Amazon has created a new rule limiting the number of books that authors can self-publish on its site to three a day, after an influx of suspected AI-generated material was listed for sale in recent months.
The company announced the new limitations in a post on its Kindle Direct Publishing (KDP) forum on Monday. “While we have not seen a spike in our publishing numbers, in order to help protect against abuse, we are lowering the volume limits we have in place on new title creations,” read the statement. KDP allows authors to self-publish their books and list them for sale on Amazon’s site.
Amazon told the Guardian that the limit is set at three titles, though this number may be adjusted “if needed”. The company confirmed that there was previously no limit to the number of books authors could list a day.
No author publishing even 1 book a week is legit. 3 books a day? Yea, that’s still AI.
I suppose the idea is that it’s possible that someone has written several books in the past, and wants to sell them on Amazon now.
Imagine if it took an entire week to list your life’s work on Amazon.

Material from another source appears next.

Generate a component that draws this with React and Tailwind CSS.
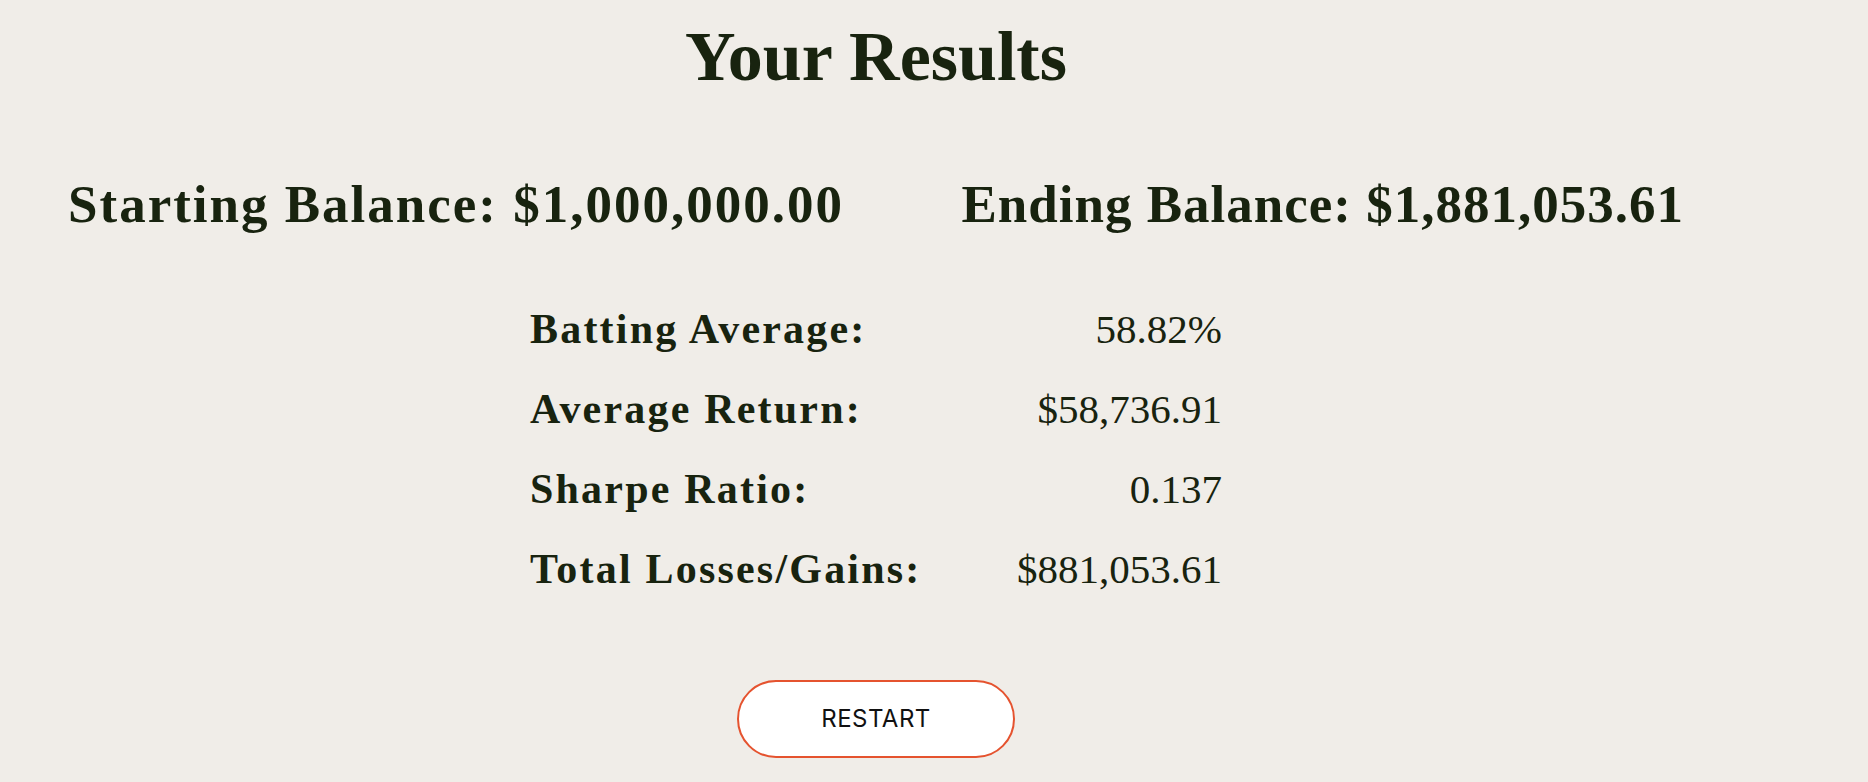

Plus multiple editions, languages, etc.
They even admit this rule is trash.
A book in one language yes, but don’t forget translations. Books of famous writers are sometimes released in multiple languages on the same day.
Do famous writers self publish?
Probably not, but it strongly depends on the implementation by Amazon, if it has any effect.
They could have written them and are just getting around to publishing them on Amazon if it is a one time thing.
Do they short stories as titles? Stephen King could have cranked out that many if he didn’t care about quality control back in his cocaine days.
He kind of didn’t.
It seems plausible that an author might have a catalogue of more than 3 books and might choose to publish them on Amazon all at the same time. Still, that could probably be alleviated by having the throttling kick in after some initial threshold is reached, say 12 total.
But then they could also just create new accounts, no?